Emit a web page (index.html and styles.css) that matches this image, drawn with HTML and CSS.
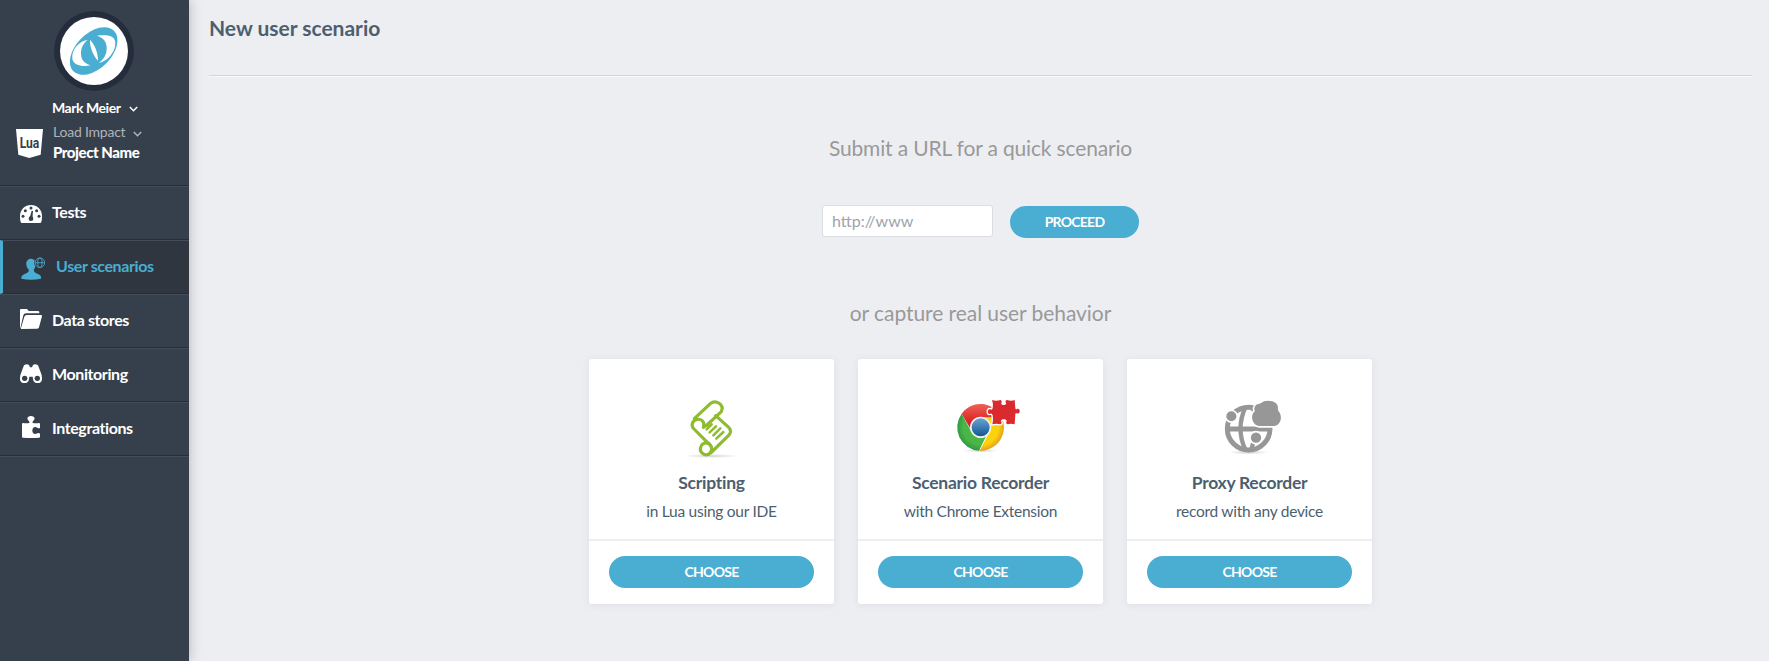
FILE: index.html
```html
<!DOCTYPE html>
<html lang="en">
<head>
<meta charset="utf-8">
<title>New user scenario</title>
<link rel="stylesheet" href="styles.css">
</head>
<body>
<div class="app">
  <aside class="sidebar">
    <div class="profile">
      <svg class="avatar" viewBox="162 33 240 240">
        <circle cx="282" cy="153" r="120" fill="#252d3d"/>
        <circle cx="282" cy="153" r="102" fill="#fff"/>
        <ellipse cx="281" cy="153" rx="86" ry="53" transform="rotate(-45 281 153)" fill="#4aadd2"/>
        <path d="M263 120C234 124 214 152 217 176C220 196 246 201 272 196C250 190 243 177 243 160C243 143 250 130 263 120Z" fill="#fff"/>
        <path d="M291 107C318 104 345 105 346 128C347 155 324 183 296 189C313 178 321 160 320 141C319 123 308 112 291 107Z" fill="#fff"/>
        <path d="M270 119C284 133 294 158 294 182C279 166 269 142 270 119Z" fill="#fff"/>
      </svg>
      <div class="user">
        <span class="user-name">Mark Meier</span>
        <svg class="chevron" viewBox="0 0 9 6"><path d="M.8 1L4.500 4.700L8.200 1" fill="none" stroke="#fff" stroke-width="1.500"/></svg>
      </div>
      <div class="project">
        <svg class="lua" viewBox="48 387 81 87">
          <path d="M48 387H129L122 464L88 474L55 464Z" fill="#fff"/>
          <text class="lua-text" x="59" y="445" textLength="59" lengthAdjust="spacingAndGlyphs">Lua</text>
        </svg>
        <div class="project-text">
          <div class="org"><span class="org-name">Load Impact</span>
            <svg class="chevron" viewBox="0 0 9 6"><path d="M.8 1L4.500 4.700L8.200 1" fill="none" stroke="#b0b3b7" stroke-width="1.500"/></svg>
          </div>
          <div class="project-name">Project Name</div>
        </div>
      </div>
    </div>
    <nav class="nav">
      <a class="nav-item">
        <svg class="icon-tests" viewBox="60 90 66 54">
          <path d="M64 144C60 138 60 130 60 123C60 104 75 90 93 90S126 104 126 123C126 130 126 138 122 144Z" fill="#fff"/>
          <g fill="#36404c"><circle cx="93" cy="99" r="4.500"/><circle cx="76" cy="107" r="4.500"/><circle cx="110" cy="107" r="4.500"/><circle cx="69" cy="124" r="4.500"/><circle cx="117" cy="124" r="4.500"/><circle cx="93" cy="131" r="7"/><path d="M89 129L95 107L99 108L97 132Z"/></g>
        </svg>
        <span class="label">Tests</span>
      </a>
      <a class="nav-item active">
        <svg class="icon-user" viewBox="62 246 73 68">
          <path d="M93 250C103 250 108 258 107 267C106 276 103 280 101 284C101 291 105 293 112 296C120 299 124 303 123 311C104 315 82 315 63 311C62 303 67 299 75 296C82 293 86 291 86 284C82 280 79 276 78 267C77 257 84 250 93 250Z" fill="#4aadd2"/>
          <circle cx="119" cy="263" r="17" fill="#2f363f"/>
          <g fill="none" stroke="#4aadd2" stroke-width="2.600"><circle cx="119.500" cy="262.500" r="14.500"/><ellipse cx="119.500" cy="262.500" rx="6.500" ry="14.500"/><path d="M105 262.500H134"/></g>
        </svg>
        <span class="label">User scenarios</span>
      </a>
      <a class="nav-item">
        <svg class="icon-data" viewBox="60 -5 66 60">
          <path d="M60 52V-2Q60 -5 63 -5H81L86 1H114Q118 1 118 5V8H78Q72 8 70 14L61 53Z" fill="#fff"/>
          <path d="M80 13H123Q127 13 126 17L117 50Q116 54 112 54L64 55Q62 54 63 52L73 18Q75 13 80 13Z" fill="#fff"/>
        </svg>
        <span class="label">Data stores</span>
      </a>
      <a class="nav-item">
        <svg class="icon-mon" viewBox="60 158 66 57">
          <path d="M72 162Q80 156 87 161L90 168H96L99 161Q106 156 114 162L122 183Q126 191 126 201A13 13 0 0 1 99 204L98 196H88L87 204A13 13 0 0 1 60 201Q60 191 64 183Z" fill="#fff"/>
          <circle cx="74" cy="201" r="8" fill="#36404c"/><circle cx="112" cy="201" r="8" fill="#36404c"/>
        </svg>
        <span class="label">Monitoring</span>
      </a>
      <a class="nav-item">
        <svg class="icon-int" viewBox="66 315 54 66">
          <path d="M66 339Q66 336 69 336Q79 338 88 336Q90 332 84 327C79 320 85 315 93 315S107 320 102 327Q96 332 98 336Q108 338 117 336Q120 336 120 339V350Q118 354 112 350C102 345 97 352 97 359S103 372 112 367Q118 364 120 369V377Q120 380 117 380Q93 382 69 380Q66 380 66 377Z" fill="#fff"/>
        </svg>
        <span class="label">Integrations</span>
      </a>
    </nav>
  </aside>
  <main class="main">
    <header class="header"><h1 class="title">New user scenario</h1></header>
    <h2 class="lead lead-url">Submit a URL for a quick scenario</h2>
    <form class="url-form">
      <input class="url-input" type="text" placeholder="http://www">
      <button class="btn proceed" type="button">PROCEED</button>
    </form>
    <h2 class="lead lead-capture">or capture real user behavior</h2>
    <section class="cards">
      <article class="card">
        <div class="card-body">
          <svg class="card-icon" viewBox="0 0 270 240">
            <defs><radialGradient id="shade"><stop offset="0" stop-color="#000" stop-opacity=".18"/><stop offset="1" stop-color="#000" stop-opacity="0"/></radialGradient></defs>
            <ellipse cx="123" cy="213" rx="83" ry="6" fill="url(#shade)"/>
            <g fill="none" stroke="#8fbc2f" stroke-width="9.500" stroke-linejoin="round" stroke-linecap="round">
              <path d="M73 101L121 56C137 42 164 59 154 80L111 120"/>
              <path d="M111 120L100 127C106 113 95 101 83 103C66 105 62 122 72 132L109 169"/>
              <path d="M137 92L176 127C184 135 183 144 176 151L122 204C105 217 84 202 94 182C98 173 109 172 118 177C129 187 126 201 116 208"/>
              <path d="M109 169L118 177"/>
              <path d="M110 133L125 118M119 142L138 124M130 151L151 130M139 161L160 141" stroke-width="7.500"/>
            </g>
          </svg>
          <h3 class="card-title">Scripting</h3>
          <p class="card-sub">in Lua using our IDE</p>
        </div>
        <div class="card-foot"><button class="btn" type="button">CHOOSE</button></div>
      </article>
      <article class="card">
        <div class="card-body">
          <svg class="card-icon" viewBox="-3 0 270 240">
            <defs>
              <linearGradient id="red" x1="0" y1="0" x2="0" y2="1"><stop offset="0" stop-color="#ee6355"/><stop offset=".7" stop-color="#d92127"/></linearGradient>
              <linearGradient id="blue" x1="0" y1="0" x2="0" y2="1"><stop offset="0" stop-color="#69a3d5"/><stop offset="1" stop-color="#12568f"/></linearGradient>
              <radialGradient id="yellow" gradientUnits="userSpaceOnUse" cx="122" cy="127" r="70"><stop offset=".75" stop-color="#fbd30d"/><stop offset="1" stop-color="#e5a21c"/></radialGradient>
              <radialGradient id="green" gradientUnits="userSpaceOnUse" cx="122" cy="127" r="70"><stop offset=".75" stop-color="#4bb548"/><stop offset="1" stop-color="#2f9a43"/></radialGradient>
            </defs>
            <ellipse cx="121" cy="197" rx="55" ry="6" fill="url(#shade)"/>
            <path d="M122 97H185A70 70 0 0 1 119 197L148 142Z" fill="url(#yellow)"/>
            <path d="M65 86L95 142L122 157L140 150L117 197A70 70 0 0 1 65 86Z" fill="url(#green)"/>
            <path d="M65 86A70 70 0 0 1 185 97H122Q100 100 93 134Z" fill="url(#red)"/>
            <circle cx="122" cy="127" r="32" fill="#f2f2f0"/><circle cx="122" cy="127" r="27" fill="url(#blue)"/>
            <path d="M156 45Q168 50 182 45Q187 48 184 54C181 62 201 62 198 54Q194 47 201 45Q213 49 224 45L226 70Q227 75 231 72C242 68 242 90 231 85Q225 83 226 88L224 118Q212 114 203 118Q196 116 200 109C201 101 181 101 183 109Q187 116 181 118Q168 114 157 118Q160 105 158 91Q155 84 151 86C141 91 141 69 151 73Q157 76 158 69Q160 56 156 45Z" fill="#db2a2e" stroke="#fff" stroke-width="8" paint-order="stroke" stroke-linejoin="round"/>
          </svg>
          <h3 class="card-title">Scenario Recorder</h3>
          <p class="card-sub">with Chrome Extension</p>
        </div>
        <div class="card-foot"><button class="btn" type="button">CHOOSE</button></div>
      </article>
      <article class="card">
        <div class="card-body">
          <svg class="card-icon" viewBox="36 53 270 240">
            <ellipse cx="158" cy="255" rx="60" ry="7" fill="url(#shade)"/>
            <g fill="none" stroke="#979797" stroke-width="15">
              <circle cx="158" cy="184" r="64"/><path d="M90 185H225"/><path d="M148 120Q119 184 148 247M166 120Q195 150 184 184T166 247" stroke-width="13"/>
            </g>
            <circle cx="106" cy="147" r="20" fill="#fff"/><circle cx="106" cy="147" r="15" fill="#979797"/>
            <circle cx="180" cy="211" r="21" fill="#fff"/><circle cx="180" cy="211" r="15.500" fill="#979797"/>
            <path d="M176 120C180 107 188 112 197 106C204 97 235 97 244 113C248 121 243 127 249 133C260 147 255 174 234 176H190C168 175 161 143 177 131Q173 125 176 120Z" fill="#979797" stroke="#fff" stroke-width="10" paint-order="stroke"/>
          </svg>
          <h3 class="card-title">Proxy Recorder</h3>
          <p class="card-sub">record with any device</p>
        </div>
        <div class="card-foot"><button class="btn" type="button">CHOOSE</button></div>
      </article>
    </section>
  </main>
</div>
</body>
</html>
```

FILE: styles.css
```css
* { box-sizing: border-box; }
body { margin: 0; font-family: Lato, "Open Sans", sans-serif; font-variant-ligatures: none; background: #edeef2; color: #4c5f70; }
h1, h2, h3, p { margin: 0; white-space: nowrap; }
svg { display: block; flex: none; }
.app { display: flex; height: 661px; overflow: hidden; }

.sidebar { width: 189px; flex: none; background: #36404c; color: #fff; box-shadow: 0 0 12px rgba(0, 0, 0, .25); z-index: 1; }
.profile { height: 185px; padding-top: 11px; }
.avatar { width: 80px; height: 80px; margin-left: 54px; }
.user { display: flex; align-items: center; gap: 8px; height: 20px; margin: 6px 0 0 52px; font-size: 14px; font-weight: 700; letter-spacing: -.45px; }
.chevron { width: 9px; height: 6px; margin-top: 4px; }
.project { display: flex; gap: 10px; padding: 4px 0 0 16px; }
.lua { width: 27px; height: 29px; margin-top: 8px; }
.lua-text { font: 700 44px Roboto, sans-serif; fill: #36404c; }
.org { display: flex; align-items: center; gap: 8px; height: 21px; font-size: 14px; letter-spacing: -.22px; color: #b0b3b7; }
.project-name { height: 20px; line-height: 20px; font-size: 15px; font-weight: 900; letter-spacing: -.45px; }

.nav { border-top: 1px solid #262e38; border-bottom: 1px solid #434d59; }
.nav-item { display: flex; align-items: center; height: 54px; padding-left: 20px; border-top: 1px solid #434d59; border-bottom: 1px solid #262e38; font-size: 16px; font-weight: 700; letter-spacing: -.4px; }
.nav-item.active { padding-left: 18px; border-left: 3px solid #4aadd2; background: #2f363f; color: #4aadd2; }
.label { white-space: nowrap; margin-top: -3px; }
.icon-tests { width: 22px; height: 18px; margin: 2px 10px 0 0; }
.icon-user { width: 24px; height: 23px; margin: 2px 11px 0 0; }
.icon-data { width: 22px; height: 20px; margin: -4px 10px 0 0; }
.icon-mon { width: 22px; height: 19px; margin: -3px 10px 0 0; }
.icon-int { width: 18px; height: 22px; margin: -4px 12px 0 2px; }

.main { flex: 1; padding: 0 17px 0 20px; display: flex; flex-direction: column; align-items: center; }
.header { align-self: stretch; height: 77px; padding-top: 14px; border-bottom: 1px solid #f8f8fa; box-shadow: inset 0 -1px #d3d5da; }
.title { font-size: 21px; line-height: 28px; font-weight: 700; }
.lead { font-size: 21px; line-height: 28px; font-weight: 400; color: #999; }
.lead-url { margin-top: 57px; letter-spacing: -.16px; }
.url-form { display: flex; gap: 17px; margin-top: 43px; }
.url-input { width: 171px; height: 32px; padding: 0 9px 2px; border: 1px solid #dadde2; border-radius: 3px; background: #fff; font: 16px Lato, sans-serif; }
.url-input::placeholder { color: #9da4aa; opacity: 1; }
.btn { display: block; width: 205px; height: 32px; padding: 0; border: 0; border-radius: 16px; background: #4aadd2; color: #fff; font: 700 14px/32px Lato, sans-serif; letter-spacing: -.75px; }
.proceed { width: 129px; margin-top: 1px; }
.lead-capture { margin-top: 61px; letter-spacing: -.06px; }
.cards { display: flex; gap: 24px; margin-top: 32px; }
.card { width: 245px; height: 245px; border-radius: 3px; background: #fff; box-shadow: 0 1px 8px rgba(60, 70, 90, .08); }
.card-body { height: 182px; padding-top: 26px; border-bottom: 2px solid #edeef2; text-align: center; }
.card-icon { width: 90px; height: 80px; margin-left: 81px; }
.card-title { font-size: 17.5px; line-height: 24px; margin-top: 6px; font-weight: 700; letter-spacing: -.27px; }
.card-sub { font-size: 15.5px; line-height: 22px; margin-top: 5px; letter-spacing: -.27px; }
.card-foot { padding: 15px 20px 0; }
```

* **OBJECTIVE**
Collect, from the material above, every line containing the word "index".

* **CORRECT RESULT**
Emit a web page (index.html and styles.css) that matches this image, drawn with HTML and CSS.
FILE: index.html
.sidebar { width: 189px; flex: none; background: #36404c; color: #fff; box-shadow: 0 0 12px rgba(0, 0, 0, .25); z-index: 1; }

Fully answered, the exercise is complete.